— start —
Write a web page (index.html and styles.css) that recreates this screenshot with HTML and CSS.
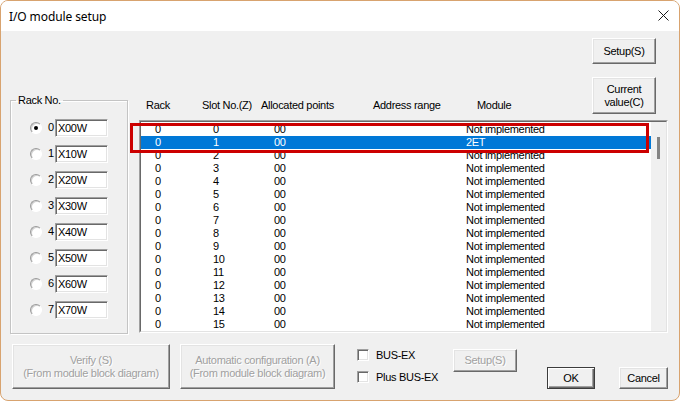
FILE: index.html
```html
<!DOCTYPE html>
<html>
<head>
<meta charset="utf-8">
<title>I/O module setup</title>
<link rel="stylesheet" href="styles.css">
</head>
<body>
<div class="window">
  <div class="titlebar">
    <span class="title">I/O module setup</span>
    <svg class="close" width="11" height="11" viewBox="0 0 11 11"><path d="M0.5 0.5 L10.5 10.5 M10.5 0.5 L0.5 10.5" stroke="#1a1a1a" stroke-width="1" fill="none"/></svg>
  </div>
  <div class="body">
    <div class="main-row">
      <fieldset class="rack-group">
        <legend>Rack No.</legend>
        <div class="rack-list">
          <div class="rack-row"><span class="radio checked"></span><span class="digit">0</span><span class="field">X00W</span></div>
          <div class="rack-row"><span class="radio"></span><span class="digit">1</span><span class="field">X10W</span></div>
          <div class="rack-row"><span class="radio"></span><span class="digit">2</span><span class="field">X20W</span></div>
          <div class="rack-row"><span class="radio"></span><span class="digit">3</span><span class="field">X30W</span></div>
          <div class="rack-row"><span class="radio"></span><span class="digit">4</span><span class="field">X40W</span></div>
          <div class="rack-row"><span class="radio"></span><span class="digit">5</span><span class="field">X50W</span></div>
          <div class="rack-row"><span class="radio"></span><span class="digit">6</span><span class="field">X60W</span></div>
          <div class="rack-row"><span class="radio"></span><span class="digit">7</span><span class="field">X70W</span></div>
        </div>
      </fieldset>
      <div class="main-col">
        <div class="top">
          <div class="header">
            <span>Rack</span><span>Slot No.(Z)</span><span>Allocated points</span><span>Address range</span><span>Module</span>
          </div>
          <div class="side-buttons">
            <button class="btn btn-setup">Setup(S)</button>
            <button class="btn btn-current">Current<br>value(C)</button>
          </div>
        </div>
        <div class="list">
          <div class="list-inner">
            <div class="rows">
              <div class="row"><span>0</span><span>0</span><span>00</span><span>Not implemented</span></div>
              <div class="row selected"><span>0</span><span>1</span><span>00</span><span>2ET</span></div>
              <div class="row"><span>0</span><span>2</span><span>00</span><span>Not implemented</span></div>
              <div class="row"><span>0</span><span>3</span><span>00</span><span>Not implemented</span></div>
              <div class="row"><span>0</span><span>4</span><span>00</span><span>Not implemented</span></div>
              <div class="row"><span>0</span><span>5</span><span>00</span><span>Not implemented</span></div>
              <div class="row"><span>0</span><span>6</span><span>00</span><span>Not implemented</span></div>
              <div class="row"><span>0</span><span>7</span><span>00</span><span>Not implemented</span></div>
              <div class="row"><span>0</span><span>8</span><span>00</span><span>Not implemented</span></div>
              <div class="row"><span>0</span><span>9</span><span>00</span><span>Not implemented</span></div>
              <div class="row"><span>0</span><span>10</span><span>00</span><span>Not implemented</span></div>
              <div class="row"><span>0</span><span>11</span><span>00</span><span>Not implemented</span></div>
              <div class="row"><span>0</span><span>12</span><span>00</span><span>Not implemented</span></div>
              <div class="row"><span>0</span><span>13</span><span>00</span><span>Not implemented</span></div>
              <div class="row"><span>0</span><span>14</span><span>00</span><span>Not implemented</span></div>
              <div class="row"><span>0</span><span>15</span><span>00</span><span>Not implemented</span></div>
            </div>
            <div class="scrollbar"><div class="thumb"></div></div>
          </div>
          <div class="mark"></div>
        </div>
      </div>
    </div>
    <div class="bottom-row">
      <button class="btn disabled btn-verify">Verify (S)<br>(From module block diagram)</button>
      <button class="btn disabled btn-auto">Automatic configuration (A)<br>(From module block diagram)</button>
      <div class="checks">
        <div class="check-row"><span class="checkbox"></span><span>BUS-EX</span></div>
        <div class="check-row"><span class="checkbox"></span><span>Plus BUS-EX</span></div>
      </div>
      <button class="btn disabled btn-setup2">Setup(S)</button>
      <button class="btn default btn-ok">OK</button>
      <button class="btn btn-cancel">Cancel</button>
    </div>
  </div>
</div>
</body>
</html>
```

FILE: styles.css
```css
html, body {
  margin: 0;
  padding: 0;
  background: #ffffff;
}

.window {
  width: 680px;
  height: 401px;
  box-sizing: border-box;
  border: 1px solid #d8a36f;
  border-radius: 8px;
  overflow: hidden;
  background: #f0f0f0;
  font-family: "Liberation Sans", Arial, sans-serif;
  font-size: 11px;
  letter-spacing: -0.3px;
  color: #000;
}

.titlebar {
  height: 30px;
  background: #ffffff;
  display: flex;
  align-items: center;
  justify-content: space-between;
  padding: 0 10px 0 8px;
}

.title {
  font-family: "Noto Sans", "Open Sans", sans-serif;
  font-size: 12px;
  letter-spacing: -0.1px;
  color: #000;
}

.close {
  display: block;
  margin-top: -1px;
}

.body {
  padding: 7px 11px 0 9px;
}

.main-row {
  display: flex;
  align-items: flex-start;
}

.rack-group {
  margin: 56px 0 0 0;
  padding: 12px 0 0 0;
  width: 118px;
  height: 240px;
  box-sizing: border-box;
  min-width: 0;
  border: 1px solid #c4c4c4;
  box-shadow: inset 1px 1px 0 #fff, 1px 1px 0 #fff;
}

.rack-group legend {
  padding: 0 2px;
  margin-left: 5px;
  line-height: 13px;
}

.rack-list {
  display: flex;
  flex-direction: column;
  gap: 8px;
  padding-left: 19px;
}

.rack-row {
  display: flex;
  align-items: center;
  height: 18px;
}

.radio {
  width: 12px;
  height: 12px;
  box-sizing: border-box;
  border-radius: 50%;
  border: 1px solid;
  border-color: #9a9a9a #ffffff #ffffff #9a9a9a;
  background: #ffffff;
  box-shadow: inset 1px 1px 0 #d0d0d0;
  position: relative;
  margin-right: 6px;
}

.radio.checked::after {
  content: "";
  position: absolute;
  left: 3px;
  top: 3px;
  width: 4px;
  height: 4px;
  border-radius: 50%;
  background: #000;
}

.digit {
  width: 6px;
  margin-right: 1px;
  line-height: 13px;
  margin-top: -1px;
}

.field {
  width: 53px;
  height: 18px;
  box-sizing: border-box;
  border: 1px solid;
  border-color: #a0a0a0 #ffffff #ffffff #a0a0a0;
  box-shadow: inset 1px 1px 0 #696969, inset -1px -1px 0 #e3e3e3;
  background: #ffffff;
  padding: 2px 0 0 2px;
  line-height: 13px;
}

.main-col {
  margin-left: 11px;
  width: 529px;
  display: flex;
  flex-direction: column;
}

.top {
  height: 76px;
  display: flex;
  align-items: flex-end;
}

.header {
  flex: 1;
  display: grid;
  grid-template-columns: 56px 59px 112px 104px auto;
  padding-left: 7px;
  line-height: 13px;
  margin-bottom: 2px;
}

.side-buttons {
  display: flex;
  flex-direction: column;
  gap: 13px;
  margin-right: 12px;
}

.btn {
  font-family: "Liberation Sans", Arial, sans-serif;
  font-size: 11px;
  letter-spacing: -0.3px;
  line-height: 13px;
  color: #000;
  background: #f0f0f0;
  border: 1px solid;
  border-color: #ffffff #696969 #696969 #ffffff;
  box-shadow: inset -1px -1px 0 #a0a0a0, inset 1px 1px 0 #e3e3e3;
  padding: 0;
  margin: 0;
  box-sizing: border-box;
  text-align: center;
}

.btn.disabled {
  color: #a0a0a0;
  text-shadow: 1px 1px 0 #ffffff;
}

.btn.default {
  border-color: #3c3c3c;
  box-shadow: inset 1px 1px 0 #ffffff, inset -1px -1px 0 #696969, inset -2px -2px 0 #a0a0a0;
}

.btn-setup { width: 64px; height: 26px; }
.btn-current { width: 64px; height: 37px; }

.list {
  position: relative;
  margin-top: 6px;
  height: 213px;
  box-sizing: border-box;
  border: 1px solid;
  border-color: #a0a0a0 #ffffff #ffffff #a0a0a0;
}

.list-inner {
  height: 100%;
  box-sizing: border-box;
  border: 1px solid;
  border-color: #696969 #e3e3e3 #e3e3e3 #696969;
  display: flex;
  background: #ffffff;
}

.rows {
  flex: 1;
  overflow: hidden;
  padding-top: 1px;
}

.row {
  display: grid;
  grid-template-columns: 58px 61px 192px auto;
  padding-left: 14px;
  height: 13px;
  line-height: 13px;
  white-space: nowrap;
}

.row.selected {
  background: #0078d7;
  color: #ffffff;
}

.scrollbar {
  width: 15px;
  background: #f0f0f0;
}

.thumb {
  width: 3px;
  height: 22px;
  background: #858585;
  margin: 15px 0 0 6px;
}

.mark {
  position: absolute;
  left: -10px;
  top: 2px;
  width: 519px;
  height: 30px;
  box-sizing: border-box;
  border: 3px solid #cc0000;
  pointer-events: none;
}

.bottom-row {
  display: flex;
  align-items: flex-start;
  margin-top: 10px;
}

.btn-verify { width: 158px; height: 45px; margin-left: 2px; }
.btn-auto { width: 155px; height: 45px; margin-left: 10px; }

.checks {
  width: 96px;
  margin-left: 22px;
  margin-top: 5px;
  display: flex;
  flex-direction: column;
  gap: 10px;
}

.check-row {
  display: flex;
  align-items: center;
  height: 12px;
  line-height: 13px;
  gap: 7px;
}

.checkbox {
  width: 12px;
  height: 12px;
  box-sizing: border-box;
  border: 1px solid;
  border-color: #a0a0a0 #ffffff #ffffff #a0a0a0;
  box-shadow: inset 1px 1px 0 #696969, inset -1px -1px 0 #e3e3e3;
  background: #ffffff;
}

.btn-setup2 { width: 64px; height: 23px; margin-top: 5px; }
.btn-ok { width: 48px; height: 22px; margin-top: 23px; margin-left: 30px; }
.btn-cancel { width: 49px; height: 22px; margin-top: 23px; margin-left: 24px; }
```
— end —
Your answer should be a single number: the count of lines that contain "styles".

3